#### Extracted entries:

+ + + + + + +

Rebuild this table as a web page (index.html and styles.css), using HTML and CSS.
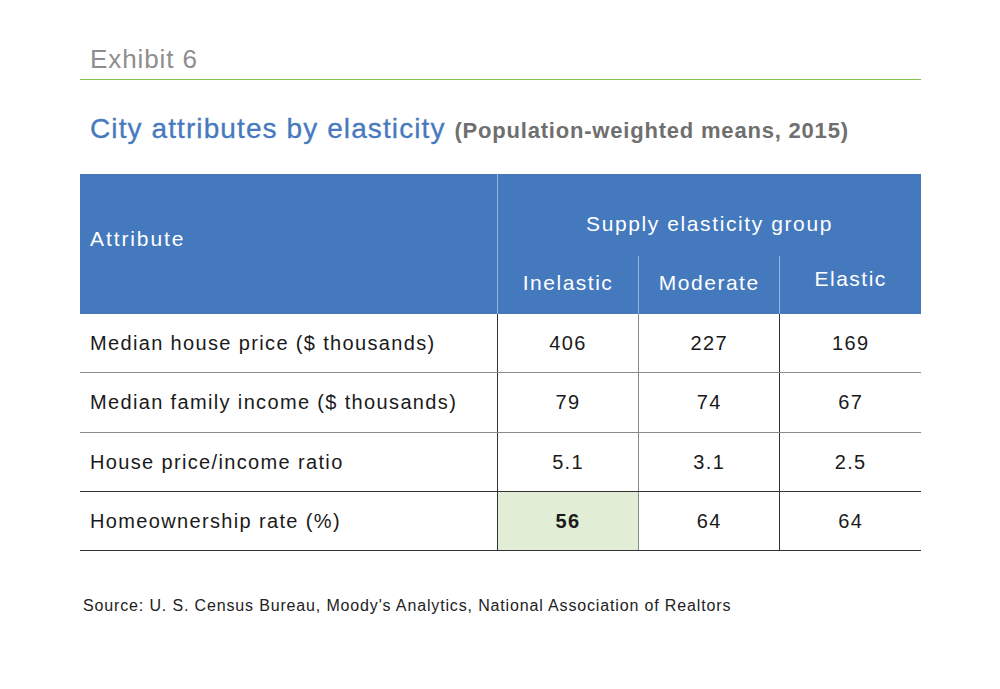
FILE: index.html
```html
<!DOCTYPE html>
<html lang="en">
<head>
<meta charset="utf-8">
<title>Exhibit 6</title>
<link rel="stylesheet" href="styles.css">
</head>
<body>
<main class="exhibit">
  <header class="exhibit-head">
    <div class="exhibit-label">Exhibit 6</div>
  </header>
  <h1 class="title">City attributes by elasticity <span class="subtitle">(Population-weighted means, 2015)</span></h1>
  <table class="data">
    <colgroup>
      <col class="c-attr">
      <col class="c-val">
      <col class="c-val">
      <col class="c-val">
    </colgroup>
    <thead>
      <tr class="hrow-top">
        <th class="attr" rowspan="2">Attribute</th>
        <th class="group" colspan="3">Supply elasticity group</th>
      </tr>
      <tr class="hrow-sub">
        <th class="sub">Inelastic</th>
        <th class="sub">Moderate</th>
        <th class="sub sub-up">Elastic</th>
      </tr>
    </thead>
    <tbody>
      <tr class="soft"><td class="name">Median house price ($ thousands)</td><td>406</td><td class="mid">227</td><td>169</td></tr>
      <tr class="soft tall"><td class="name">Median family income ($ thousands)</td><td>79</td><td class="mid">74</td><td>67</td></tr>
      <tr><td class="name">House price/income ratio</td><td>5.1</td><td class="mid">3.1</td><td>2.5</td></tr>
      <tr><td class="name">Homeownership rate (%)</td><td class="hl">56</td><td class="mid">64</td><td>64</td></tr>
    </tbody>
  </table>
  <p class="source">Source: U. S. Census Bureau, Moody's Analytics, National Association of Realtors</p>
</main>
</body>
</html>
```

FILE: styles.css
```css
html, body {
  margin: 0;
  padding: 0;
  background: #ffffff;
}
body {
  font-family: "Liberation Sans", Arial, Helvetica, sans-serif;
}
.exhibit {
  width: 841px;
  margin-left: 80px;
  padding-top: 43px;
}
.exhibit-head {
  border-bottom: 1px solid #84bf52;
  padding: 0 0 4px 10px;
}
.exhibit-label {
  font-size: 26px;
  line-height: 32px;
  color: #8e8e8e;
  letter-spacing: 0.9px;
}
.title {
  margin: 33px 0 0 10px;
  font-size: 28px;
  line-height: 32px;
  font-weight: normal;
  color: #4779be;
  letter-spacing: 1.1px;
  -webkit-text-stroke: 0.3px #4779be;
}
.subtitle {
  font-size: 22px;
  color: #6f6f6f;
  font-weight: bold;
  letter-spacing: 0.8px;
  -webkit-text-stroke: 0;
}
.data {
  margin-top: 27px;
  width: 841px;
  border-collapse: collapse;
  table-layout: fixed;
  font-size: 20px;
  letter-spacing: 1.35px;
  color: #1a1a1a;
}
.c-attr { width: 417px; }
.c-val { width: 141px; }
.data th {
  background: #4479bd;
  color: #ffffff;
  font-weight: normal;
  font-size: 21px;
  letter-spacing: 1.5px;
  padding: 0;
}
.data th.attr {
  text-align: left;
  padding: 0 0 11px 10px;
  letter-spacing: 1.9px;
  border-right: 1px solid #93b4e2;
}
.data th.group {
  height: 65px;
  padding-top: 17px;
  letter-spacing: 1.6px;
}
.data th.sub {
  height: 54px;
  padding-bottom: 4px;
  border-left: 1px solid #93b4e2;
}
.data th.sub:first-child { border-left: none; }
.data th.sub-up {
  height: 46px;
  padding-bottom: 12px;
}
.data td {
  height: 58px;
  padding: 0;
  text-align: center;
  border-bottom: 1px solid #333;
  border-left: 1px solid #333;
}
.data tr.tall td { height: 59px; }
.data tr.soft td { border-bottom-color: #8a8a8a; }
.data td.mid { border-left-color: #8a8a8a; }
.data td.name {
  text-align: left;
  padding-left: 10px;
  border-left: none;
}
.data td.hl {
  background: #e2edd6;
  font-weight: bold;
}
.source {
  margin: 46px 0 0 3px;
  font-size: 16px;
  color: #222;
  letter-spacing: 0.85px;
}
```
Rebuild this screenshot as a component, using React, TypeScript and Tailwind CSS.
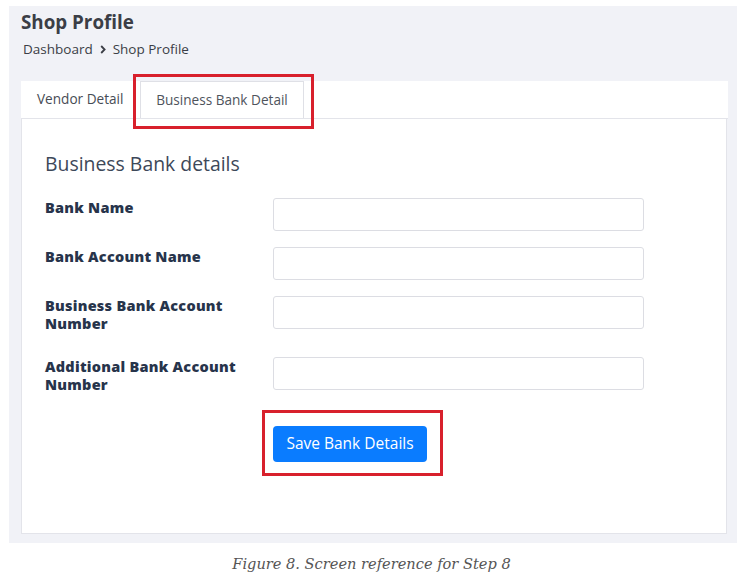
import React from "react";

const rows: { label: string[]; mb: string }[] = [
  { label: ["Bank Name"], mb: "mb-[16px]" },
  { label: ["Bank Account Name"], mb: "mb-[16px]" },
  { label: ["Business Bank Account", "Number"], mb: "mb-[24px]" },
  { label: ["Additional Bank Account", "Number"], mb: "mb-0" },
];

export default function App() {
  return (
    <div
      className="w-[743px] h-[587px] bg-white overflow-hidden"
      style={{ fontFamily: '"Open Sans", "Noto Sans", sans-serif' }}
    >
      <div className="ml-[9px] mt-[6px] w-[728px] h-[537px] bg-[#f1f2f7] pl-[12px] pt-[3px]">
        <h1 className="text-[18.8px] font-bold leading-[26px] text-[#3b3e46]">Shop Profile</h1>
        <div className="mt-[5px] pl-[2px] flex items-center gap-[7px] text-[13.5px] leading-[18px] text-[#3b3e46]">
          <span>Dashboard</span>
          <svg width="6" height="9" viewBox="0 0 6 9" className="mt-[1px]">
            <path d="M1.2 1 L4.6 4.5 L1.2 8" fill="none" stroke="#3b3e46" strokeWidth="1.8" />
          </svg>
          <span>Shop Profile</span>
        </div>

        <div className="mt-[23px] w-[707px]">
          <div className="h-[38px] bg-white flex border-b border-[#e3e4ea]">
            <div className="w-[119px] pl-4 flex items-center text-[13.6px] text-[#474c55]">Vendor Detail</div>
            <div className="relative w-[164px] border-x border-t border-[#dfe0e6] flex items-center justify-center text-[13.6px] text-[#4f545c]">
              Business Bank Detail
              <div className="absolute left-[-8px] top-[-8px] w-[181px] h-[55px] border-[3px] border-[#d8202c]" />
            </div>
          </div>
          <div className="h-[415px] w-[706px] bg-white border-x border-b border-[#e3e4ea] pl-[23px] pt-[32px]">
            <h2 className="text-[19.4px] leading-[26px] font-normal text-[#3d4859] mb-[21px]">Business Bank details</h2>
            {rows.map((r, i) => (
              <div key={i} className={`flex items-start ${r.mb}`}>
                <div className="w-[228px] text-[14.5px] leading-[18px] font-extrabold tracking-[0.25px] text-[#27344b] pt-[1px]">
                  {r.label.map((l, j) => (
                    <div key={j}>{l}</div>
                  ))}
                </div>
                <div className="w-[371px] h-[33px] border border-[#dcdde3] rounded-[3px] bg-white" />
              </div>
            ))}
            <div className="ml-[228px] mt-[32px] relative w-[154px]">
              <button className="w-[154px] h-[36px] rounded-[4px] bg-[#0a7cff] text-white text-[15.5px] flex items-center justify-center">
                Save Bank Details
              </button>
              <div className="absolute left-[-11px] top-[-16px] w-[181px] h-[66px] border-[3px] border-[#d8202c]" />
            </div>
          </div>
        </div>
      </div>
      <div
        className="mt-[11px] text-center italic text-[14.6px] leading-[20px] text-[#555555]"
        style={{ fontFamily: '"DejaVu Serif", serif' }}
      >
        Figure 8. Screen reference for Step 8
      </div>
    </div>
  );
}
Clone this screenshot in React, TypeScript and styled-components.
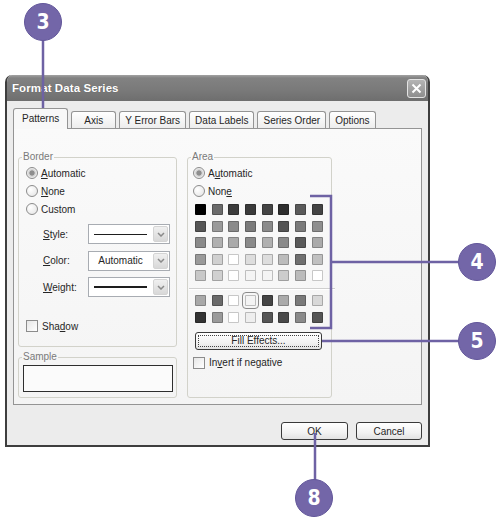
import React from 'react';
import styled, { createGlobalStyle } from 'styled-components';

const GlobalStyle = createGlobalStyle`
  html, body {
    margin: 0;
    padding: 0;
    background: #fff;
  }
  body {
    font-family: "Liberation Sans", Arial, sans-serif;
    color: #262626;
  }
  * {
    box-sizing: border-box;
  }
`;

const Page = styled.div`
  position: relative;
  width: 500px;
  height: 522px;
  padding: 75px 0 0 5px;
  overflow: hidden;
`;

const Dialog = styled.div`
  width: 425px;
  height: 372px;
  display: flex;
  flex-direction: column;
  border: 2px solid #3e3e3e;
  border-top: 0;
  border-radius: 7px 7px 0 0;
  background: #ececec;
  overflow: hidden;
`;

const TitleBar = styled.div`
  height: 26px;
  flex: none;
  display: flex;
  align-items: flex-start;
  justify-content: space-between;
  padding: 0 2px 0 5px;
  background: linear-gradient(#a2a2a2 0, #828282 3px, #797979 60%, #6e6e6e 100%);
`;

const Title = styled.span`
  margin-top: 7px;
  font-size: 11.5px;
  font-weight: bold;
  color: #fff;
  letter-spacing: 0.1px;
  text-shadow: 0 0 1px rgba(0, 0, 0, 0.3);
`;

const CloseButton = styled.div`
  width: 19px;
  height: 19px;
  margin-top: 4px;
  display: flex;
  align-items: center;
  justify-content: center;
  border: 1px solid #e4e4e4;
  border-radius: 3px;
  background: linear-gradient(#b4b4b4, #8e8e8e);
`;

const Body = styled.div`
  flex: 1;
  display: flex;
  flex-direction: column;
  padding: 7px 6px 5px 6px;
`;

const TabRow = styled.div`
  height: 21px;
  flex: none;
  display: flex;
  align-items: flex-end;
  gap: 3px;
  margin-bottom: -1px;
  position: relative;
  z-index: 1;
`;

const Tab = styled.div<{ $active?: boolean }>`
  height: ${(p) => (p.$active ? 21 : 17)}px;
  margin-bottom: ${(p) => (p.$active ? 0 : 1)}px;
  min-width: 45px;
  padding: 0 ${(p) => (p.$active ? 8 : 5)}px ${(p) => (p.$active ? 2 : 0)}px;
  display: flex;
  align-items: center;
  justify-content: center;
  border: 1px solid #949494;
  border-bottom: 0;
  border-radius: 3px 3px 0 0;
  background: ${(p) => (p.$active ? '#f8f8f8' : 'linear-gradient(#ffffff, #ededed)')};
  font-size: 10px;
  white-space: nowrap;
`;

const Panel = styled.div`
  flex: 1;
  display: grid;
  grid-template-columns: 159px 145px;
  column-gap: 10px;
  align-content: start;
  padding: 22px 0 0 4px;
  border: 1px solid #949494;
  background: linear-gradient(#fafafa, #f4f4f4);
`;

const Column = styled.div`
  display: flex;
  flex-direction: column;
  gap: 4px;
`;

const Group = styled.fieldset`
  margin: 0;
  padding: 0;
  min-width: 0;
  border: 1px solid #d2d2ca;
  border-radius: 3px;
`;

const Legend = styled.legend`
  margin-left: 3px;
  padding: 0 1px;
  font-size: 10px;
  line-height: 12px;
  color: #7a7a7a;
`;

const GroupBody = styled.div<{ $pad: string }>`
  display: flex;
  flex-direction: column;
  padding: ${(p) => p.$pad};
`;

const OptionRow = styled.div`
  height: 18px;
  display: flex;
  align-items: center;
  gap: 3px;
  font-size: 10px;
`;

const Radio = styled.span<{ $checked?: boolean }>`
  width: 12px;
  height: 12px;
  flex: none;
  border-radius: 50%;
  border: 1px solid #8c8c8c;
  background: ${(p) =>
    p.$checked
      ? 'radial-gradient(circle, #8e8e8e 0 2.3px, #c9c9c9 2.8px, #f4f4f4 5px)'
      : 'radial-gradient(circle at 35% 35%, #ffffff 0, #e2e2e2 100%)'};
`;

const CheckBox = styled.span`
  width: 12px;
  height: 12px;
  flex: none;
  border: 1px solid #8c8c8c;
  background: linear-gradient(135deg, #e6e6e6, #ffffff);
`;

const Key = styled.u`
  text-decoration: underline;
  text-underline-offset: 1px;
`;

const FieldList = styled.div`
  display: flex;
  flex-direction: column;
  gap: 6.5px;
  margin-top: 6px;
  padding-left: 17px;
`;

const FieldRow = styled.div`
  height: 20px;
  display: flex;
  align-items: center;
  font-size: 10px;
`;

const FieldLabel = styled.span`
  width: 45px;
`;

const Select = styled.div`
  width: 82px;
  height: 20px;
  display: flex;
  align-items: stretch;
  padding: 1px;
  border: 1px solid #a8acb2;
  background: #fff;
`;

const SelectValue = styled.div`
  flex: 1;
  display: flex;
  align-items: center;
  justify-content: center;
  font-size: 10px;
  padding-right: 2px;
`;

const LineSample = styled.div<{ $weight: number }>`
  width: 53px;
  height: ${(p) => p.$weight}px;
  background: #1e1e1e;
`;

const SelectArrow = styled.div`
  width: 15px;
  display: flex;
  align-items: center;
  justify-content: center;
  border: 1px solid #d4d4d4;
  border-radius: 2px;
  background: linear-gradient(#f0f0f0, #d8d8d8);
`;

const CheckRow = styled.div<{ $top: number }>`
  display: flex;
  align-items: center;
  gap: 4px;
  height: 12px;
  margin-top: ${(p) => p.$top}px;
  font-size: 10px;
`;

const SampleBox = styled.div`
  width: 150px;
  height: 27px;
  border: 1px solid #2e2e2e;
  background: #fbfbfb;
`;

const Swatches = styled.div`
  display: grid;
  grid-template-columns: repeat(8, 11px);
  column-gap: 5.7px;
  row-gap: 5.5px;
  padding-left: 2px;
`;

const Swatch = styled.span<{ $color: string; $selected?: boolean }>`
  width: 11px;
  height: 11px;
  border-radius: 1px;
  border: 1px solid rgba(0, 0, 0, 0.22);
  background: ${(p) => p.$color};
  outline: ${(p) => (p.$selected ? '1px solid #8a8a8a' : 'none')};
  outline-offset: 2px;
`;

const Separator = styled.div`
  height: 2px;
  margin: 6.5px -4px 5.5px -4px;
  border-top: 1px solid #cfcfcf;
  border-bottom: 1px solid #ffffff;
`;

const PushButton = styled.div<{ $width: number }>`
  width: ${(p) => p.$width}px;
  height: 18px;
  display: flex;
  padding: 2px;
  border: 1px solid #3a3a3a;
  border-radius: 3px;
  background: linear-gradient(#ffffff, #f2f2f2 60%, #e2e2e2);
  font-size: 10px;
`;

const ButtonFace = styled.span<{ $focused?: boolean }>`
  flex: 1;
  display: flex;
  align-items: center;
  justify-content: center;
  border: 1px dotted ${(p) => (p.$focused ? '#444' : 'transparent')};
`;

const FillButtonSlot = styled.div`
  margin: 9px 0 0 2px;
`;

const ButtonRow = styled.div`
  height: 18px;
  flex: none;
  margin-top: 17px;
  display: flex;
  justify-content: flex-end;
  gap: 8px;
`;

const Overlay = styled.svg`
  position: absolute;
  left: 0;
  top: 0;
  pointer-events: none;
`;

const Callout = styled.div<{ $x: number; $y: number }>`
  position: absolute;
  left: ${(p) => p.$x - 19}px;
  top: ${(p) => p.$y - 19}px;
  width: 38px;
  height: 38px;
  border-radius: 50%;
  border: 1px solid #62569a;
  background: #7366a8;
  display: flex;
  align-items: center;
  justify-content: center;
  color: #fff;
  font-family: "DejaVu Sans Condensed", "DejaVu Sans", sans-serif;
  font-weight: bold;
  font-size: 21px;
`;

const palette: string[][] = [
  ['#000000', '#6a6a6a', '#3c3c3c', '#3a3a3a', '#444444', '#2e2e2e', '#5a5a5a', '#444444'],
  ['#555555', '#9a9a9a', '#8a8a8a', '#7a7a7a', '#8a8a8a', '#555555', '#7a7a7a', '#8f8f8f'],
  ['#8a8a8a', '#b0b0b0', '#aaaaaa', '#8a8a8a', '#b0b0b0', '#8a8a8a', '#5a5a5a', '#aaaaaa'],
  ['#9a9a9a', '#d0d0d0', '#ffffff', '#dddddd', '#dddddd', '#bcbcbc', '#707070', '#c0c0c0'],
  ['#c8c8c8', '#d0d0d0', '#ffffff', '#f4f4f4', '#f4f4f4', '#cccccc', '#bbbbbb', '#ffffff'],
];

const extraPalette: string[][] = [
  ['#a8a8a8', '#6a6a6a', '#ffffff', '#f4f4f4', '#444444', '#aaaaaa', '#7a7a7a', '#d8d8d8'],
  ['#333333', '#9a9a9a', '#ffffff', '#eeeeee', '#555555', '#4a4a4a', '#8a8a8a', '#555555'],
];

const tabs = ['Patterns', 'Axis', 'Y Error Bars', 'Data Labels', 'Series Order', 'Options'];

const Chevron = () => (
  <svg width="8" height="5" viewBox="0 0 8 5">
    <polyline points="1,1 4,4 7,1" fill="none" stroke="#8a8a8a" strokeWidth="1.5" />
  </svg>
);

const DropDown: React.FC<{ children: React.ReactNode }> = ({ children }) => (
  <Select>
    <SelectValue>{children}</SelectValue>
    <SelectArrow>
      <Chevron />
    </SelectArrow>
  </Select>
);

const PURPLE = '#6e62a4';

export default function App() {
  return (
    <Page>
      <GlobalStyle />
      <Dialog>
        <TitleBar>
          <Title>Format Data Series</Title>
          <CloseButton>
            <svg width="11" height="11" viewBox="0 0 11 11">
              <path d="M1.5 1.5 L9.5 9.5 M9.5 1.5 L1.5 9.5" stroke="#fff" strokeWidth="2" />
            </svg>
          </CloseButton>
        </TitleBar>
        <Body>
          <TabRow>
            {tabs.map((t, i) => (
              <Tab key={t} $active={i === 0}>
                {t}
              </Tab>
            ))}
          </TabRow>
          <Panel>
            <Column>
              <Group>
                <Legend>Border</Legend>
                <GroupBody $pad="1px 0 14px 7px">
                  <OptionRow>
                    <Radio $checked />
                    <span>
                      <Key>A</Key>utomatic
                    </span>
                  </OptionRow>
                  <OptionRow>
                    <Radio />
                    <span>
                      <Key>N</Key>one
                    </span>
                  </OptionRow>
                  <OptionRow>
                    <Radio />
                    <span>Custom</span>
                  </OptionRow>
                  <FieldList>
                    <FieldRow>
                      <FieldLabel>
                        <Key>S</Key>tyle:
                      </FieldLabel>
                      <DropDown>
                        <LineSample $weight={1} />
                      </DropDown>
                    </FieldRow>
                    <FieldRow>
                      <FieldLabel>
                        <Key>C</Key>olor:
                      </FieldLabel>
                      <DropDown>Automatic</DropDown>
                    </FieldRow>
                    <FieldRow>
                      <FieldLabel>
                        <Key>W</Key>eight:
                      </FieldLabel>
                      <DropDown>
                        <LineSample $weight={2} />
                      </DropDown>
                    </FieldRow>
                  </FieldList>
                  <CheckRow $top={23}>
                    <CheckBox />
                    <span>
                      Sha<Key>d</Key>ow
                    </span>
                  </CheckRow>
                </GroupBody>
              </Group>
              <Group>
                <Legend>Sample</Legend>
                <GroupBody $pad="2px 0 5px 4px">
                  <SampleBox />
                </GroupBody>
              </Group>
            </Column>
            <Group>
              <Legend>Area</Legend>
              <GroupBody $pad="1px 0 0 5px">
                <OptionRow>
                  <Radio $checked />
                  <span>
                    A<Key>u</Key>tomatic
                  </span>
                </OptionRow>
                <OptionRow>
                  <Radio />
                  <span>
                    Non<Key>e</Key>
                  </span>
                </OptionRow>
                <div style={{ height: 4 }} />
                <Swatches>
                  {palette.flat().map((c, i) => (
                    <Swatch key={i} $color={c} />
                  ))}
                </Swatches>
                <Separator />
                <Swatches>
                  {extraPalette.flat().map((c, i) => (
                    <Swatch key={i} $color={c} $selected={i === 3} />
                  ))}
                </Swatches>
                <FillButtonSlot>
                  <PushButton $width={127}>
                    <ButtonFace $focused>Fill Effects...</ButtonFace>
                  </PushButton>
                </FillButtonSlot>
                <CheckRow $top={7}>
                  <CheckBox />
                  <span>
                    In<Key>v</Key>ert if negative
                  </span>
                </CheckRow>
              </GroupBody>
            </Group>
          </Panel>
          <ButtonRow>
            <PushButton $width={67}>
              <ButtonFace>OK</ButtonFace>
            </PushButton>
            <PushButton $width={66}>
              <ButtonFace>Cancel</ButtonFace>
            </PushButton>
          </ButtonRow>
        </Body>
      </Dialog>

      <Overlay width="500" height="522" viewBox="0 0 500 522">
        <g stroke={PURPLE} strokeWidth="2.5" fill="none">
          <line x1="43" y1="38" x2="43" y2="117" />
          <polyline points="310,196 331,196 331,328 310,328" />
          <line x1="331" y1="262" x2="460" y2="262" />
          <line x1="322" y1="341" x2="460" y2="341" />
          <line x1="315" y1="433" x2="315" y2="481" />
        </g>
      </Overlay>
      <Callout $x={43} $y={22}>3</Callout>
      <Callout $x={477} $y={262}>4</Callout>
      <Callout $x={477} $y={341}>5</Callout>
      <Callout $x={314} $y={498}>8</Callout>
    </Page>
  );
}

+ + + + + + +

Identify each line in the records above containing the word "styles"; copy those lines.

Rebuild this table as a web page (index.html and styles.css), using HTML and CSS.
<link rel="stylesheet" href="styles.css">
FILE: styles.css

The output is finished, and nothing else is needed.